While fix-and-flip loans come with varying terms, they are usually short-term. Selling the house before the due date of full balance and paying the loan off using the proceeds is the goal here.
Things Lenders Generally Look for
Before you apply for a fix-and-flip loan, you should keep a few things in mind to ensure the approval of your request. Essentially, the first thing that most lenders look for is your financial stake in the property.
Secondly, you should have everything sorted out, especially a detailed estimate of renovation costs. Without this, a lender may not take you or your project seriously. Lastly, lenders will be interested in knowing your financial track record.
Previous house flipping experience is going to help you but if you’re a beginner, you’ll have to prove your credibility with a decent credit history along with a steady flow of income. Sometimes, lenders require a personal guarantee, which you may give by offering a personal asset to serve as collateral against the loan.

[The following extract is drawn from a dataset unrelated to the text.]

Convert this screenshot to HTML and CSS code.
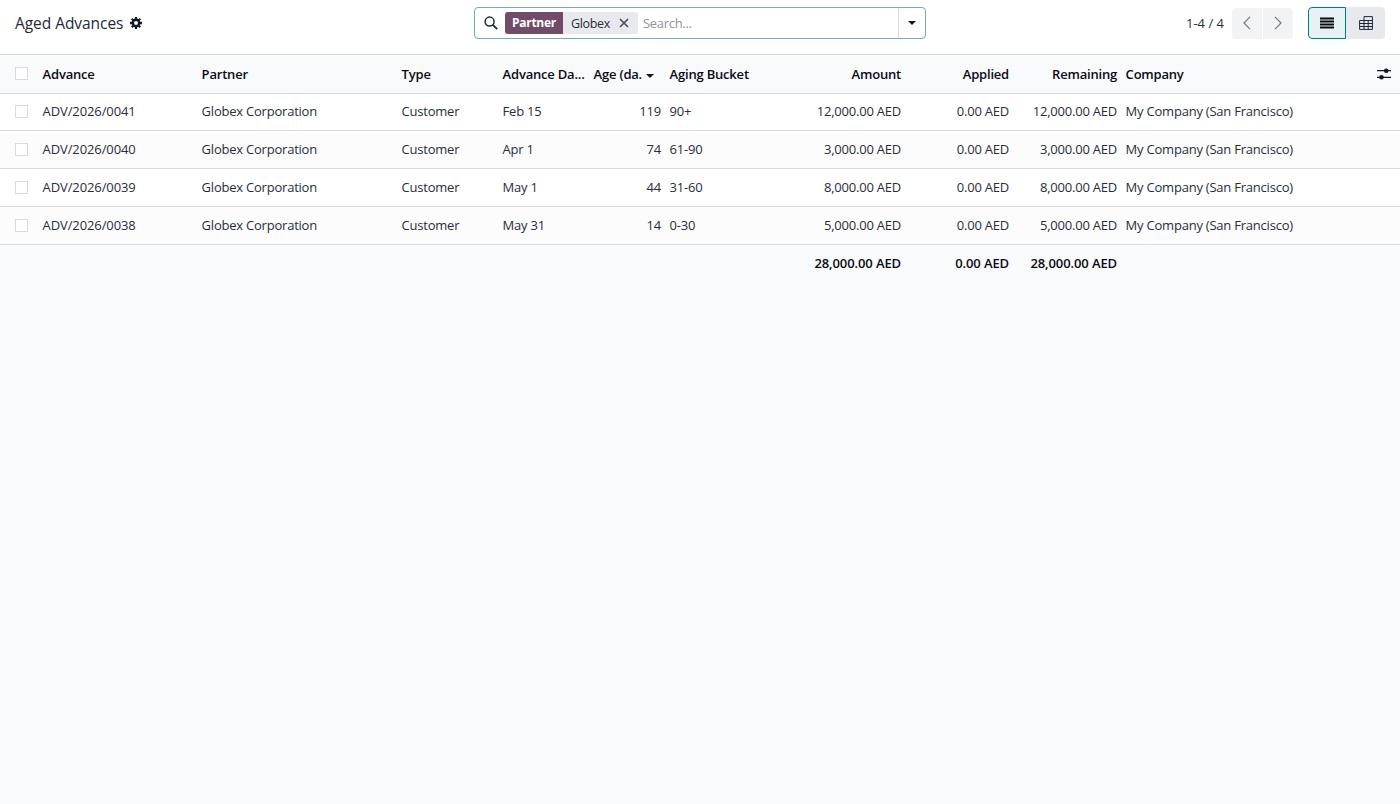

That being said, the lenders are typically only willing to finance around 65% or 70% of the After Repair Value (ARV) of the property or 85% of the purchase cost. You’ll have to pitch in the rest of the property’s value on your own. When you’re finding money for house flipping, it is also possible for you to come across a lender who may be willing to offer 100% financing for the project but such a loan is likely to come with an exceptionally high interest rate.
5 Kinds of Fix-and-flip Loans
There are 5 types of loans that you may use to fund your house flipping project. Each loan comes with its own specific terms, qualification requirements, and a set of pros and cons.
Let’s discuss each option in detail and find out which one will be the best bet for you.
Hard Money Loans
Also known as ‘rehab loans’, hard money loans are a common choice of real estate agents to fund their house flipping project. These loans differ from conventional bank loans such that private lenders fund them. You may get yourself a hard money loan from a private investor, a group of investors, or a licensed mortgage broker who offers a personal capital.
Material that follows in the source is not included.